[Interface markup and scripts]

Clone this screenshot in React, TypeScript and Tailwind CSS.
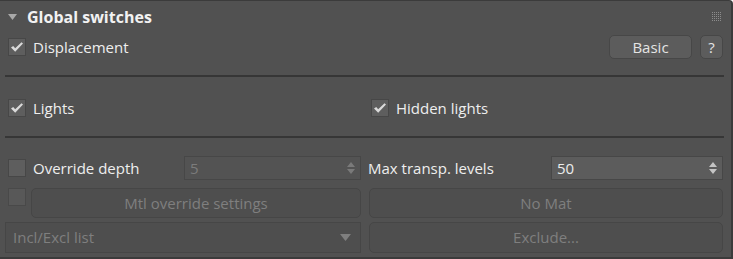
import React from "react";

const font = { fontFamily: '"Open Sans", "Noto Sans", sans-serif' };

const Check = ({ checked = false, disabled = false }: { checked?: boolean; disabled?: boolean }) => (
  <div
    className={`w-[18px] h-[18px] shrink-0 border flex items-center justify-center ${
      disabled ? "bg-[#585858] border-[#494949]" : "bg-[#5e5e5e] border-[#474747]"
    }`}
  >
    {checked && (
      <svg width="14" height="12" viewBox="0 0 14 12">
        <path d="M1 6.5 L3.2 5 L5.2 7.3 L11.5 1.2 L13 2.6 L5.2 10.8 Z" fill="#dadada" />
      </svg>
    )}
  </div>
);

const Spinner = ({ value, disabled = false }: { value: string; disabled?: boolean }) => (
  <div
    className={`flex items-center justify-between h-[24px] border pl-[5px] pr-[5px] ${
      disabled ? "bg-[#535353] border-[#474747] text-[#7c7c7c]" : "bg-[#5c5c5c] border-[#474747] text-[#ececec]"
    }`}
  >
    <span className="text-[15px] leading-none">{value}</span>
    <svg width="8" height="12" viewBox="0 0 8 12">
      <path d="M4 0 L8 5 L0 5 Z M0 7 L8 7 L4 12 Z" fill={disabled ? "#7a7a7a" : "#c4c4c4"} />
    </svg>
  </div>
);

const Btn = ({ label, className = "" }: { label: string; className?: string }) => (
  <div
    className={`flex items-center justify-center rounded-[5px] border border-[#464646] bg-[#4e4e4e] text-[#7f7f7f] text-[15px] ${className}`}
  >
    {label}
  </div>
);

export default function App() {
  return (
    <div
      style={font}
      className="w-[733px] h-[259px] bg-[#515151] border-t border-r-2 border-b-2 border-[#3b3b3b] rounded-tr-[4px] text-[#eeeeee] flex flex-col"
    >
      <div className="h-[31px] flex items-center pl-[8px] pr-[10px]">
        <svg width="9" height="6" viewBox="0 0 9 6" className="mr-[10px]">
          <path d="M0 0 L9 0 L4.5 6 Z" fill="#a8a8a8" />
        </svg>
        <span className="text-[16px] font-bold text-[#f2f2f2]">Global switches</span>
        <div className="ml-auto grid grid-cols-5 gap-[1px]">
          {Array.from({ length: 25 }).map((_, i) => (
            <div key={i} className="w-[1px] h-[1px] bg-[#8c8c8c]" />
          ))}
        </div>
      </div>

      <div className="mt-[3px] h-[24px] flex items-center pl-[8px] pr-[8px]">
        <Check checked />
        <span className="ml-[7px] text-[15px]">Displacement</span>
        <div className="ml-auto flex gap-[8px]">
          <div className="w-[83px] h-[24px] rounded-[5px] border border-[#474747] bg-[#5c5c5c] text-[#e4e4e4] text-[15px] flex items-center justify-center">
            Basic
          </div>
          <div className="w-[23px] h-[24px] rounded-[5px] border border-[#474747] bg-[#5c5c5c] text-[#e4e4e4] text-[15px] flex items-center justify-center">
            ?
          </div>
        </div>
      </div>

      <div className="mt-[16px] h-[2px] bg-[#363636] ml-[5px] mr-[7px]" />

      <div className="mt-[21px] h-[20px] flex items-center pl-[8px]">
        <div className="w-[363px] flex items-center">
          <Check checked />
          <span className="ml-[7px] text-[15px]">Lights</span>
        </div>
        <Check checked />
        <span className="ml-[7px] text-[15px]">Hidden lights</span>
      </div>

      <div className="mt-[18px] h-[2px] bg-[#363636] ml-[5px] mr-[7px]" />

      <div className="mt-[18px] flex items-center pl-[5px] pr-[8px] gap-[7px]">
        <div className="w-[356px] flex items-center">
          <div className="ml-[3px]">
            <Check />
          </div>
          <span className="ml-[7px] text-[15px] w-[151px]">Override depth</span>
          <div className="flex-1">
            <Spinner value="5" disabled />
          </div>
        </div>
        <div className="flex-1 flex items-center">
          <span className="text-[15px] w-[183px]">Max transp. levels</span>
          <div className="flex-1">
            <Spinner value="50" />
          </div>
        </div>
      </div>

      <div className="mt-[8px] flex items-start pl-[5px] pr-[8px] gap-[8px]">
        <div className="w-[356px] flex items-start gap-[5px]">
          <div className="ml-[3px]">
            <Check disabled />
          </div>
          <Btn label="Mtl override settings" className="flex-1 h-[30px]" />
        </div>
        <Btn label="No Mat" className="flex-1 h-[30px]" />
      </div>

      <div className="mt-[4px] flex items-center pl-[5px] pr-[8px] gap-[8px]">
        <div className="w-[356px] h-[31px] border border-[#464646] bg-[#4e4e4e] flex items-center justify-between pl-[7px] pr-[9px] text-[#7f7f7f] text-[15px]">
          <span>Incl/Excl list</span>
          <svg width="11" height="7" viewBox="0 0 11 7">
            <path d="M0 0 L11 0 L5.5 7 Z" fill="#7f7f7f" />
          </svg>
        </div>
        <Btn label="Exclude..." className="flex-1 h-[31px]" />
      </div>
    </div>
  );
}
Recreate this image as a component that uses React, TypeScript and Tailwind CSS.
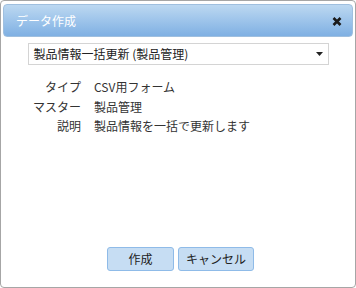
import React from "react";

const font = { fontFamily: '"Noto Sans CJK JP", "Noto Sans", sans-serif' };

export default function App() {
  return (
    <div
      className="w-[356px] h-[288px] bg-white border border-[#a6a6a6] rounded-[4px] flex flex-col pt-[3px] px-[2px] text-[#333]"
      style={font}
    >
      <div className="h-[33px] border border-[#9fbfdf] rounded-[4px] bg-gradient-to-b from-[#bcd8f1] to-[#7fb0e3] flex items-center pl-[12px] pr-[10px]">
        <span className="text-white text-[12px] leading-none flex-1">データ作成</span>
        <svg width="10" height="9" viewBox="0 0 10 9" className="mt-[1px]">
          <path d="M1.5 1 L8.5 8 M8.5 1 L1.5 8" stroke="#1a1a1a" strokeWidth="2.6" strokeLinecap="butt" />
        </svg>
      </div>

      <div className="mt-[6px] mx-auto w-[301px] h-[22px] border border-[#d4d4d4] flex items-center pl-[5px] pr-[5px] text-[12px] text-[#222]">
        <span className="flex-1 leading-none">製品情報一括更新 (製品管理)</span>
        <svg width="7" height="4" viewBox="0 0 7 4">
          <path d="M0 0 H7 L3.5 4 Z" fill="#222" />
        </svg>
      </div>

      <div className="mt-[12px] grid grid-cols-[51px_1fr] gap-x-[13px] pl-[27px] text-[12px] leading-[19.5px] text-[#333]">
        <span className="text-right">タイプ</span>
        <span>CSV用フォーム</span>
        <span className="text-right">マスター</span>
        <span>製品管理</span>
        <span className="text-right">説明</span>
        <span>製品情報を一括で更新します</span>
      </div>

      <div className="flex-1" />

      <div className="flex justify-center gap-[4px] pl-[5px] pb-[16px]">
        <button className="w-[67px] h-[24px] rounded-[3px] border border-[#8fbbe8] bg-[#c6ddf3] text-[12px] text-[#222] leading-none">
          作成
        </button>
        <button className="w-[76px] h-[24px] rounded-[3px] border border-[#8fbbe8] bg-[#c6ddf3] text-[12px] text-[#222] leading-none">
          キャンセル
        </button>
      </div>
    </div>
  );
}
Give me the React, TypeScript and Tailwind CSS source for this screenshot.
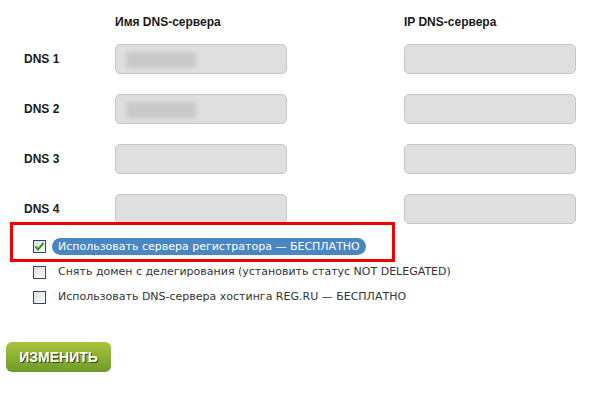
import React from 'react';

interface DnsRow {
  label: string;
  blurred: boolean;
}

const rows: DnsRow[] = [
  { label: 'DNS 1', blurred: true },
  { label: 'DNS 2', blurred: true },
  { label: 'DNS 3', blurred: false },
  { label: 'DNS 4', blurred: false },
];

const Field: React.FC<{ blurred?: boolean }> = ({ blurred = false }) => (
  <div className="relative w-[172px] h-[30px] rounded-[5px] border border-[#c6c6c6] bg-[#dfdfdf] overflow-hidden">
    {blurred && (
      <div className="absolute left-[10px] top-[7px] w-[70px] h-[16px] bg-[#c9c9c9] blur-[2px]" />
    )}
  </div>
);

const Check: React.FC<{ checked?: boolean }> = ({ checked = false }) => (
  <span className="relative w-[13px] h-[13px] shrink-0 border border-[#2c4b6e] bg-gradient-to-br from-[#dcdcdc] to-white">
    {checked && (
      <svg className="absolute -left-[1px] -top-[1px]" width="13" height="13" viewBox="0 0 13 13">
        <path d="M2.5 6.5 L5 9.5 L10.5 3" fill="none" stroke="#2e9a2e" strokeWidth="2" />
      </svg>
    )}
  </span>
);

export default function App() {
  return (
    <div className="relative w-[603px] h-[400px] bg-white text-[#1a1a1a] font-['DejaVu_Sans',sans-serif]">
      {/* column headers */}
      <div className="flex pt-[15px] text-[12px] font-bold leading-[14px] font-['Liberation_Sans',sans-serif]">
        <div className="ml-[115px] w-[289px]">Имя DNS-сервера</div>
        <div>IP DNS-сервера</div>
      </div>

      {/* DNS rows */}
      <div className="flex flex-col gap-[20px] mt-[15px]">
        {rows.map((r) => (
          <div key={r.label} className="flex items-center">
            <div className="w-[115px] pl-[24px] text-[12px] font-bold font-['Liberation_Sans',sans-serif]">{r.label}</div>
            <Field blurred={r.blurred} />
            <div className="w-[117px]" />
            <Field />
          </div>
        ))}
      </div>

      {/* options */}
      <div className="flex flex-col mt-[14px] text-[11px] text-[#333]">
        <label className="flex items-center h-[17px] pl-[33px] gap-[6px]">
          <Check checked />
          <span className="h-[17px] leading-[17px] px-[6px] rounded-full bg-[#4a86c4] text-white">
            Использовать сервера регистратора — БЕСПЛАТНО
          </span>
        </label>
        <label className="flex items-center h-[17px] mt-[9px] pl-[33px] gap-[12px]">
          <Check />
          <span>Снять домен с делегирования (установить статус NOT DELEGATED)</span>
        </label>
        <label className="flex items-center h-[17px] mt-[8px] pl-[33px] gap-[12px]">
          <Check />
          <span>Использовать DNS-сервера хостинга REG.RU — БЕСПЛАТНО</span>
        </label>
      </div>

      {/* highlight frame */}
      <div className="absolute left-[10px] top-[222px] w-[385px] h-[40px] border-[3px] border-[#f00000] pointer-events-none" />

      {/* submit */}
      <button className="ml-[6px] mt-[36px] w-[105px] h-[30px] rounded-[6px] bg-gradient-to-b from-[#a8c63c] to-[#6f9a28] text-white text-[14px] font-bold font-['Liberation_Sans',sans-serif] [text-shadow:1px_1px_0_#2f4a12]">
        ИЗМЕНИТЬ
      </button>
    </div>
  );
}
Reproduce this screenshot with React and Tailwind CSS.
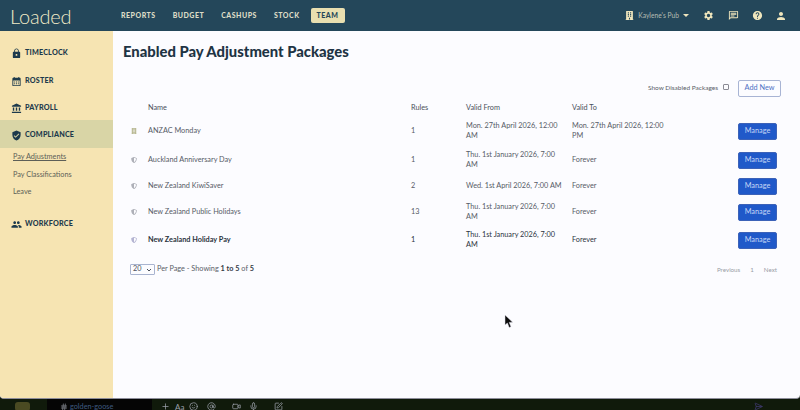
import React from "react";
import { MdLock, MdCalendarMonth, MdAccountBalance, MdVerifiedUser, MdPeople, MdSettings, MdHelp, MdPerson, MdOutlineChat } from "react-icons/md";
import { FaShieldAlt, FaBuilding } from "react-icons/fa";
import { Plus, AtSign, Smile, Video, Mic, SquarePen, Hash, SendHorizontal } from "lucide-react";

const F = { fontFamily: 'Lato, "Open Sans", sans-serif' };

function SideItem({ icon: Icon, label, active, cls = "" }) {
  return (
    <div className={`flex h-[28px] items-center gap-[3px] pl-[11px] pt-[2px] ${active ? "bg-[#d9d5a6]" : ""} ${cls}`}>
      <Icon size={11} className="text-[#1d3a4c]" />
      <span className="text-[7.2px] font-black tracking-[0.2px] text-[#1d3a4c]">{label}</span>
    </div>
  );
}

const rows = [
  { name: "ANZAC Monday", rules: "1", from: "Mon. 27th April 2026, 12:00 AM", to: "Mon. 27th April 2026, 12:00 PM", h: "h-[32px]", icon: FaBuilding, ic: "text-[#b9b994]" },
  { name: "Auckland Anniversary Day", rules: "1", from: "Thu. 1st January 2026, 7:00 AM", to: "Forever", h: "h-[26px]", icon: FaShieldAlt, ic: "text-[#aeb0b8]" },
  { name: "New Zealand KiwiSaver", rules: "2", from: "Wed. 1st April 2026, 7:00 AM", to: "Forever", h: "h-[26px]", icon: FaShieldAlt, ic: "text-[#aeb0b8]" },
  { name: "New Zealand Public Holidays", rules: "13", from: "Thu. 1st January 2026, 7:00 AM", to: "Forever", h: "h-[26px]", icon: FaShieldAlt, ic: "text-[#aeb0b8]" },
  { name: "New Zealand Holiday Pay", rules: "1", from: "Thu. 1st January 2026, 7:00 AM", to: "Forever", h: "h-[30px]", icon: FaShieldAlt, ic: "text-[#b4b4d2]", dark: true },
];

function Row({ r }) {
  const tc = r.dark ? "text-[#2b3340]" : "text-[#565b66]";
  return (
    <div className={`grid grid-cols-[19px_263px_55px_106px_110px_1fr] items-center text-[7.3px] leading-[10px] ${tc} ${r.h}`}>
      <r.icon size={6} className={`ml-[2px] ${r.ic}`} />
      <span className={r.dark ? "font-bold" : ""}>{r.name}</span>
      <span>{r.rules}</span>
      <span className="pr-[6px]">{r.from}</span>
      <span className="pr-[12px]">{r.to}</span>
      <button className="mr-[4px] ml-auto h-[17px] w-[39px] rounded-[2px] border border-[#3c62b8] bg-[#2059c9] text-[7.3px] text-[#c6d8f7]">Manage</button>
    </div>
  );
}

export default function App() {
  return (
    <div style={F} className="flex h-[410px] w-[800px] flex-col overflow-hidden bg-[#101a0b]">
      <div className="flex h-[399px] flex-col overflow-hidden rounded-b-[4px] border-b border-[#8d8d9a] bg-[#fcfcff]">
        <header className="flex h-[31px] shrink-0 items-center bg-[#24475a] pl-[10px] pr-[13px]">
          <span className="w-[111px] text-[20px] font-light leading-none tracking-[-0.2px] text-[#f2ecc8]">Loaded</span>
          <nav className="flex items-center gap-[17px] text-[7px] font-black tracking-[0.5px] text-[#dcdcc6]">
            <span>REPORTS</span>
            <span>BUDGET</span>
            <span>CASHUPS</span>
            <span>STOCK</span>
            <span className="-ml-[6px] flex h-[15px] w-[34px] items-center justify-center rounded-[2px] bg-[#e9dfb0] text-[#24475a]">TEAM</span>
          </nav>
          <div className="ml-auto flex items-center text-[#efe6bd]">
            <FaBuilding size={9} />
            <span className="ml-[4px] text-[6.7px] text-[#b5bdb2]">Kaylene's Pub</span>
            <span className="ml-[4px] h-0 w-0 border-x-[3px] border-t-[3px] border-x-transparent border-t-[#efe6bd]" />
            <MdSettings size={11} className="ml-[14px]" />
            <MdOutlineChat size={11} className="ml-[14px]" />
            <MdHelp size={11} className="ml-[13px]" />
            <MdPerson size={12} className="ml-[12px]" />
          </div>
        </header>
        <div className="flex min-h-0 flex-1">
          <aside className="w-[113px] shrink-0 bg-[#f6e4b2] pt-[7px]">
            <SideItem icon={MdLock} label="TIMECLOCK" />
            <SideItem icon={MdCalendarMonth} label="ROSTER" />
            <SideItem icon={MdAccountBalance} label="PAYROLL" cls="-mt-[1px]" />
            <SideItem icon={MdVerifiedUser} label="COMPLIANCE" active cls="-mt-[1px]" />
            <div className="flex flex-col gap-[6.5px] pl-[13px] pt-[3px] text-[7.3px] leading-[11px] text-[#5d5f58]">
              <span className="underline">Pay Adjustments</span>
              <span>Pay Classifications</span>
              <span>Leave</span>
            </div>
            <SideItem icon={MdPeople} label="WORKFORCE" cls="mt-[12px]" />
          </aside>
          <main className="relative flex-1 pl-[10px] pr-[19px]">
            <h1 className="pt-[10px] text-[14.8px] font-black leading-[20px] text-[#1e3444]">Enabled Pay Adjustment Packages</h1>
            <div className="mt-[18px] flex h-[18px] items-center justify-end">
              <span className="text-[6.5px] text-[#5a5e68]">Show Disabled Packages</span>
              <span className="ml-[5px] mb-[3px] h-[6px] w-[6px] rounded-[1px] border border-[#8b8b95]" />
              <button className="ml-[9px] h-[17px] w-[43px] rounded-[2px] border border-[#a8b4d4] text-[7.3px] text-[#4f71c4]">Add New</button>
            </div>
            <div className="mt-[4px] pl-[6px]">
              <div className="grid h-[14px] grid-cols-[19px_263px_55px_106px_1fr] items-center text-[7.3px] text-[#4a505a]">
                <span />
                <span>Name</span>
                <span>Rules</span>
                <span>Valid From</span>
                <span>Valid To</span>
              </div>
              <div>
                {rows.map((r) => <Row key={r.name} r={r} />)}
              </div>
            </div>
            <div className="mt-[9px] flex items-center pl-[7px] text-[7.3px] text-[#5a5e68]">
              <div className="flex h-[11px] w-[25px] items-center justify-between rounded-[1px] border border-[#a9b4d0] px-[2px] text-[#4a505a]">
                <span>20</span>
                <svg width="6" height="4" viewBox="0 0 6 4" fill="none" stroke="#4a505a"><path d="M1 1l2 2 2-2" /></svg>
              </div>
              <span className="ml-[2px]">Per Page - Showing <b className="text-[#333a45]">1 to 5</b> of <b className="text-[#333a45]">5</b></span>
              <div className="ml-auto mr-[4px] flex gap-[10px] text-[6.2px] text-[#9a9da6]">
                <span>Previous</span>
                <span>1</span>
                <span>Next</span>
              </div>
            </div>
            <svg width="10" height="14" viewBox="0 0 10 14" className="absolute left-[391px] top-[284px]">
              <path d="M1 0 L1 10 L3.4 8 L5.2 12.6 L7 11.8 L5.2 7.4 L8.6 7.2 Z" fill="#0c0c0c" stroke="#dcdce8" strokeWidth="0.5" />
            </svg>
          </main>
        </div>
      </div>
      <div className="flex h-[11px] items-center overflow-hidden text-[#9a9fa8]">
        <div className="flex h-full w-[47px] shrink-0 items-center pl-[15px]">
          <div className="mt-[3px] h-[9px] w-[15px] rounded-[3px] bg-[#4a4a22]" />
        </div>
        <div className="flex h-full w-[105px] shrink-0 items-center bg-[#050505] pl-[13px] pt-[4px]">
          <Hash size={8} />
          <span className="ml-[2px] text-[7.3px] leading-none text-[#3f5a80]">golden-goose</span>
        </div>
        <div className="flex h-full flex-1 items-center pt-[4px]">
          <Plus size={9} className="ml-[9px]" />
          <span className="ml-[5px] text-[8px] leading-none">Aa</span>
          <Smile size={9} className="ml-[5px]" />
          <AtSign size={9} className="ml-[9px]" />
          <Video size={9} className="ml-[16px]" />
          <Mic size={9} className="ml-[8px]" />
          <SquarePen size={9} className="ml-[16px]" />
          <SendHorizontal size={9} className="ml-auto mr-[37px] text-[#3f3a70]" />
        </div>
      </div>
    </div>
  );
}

§ **AIM OF THE EXERCISE**:
Which lines hold the word "Tailwind"? Show each one.

§ **SOLUTION TO THIS EXERCISE**:
Clone this screenshot in React, TypeScript and Tailwind CSS.
Recreate this image as a component that uses React, TypeScript and Tailwind CSS.
Give me the React, TypeScript and Tailwind CSS source for this screenshot.
Reproduce this screenshot with React and Tailwind CSS.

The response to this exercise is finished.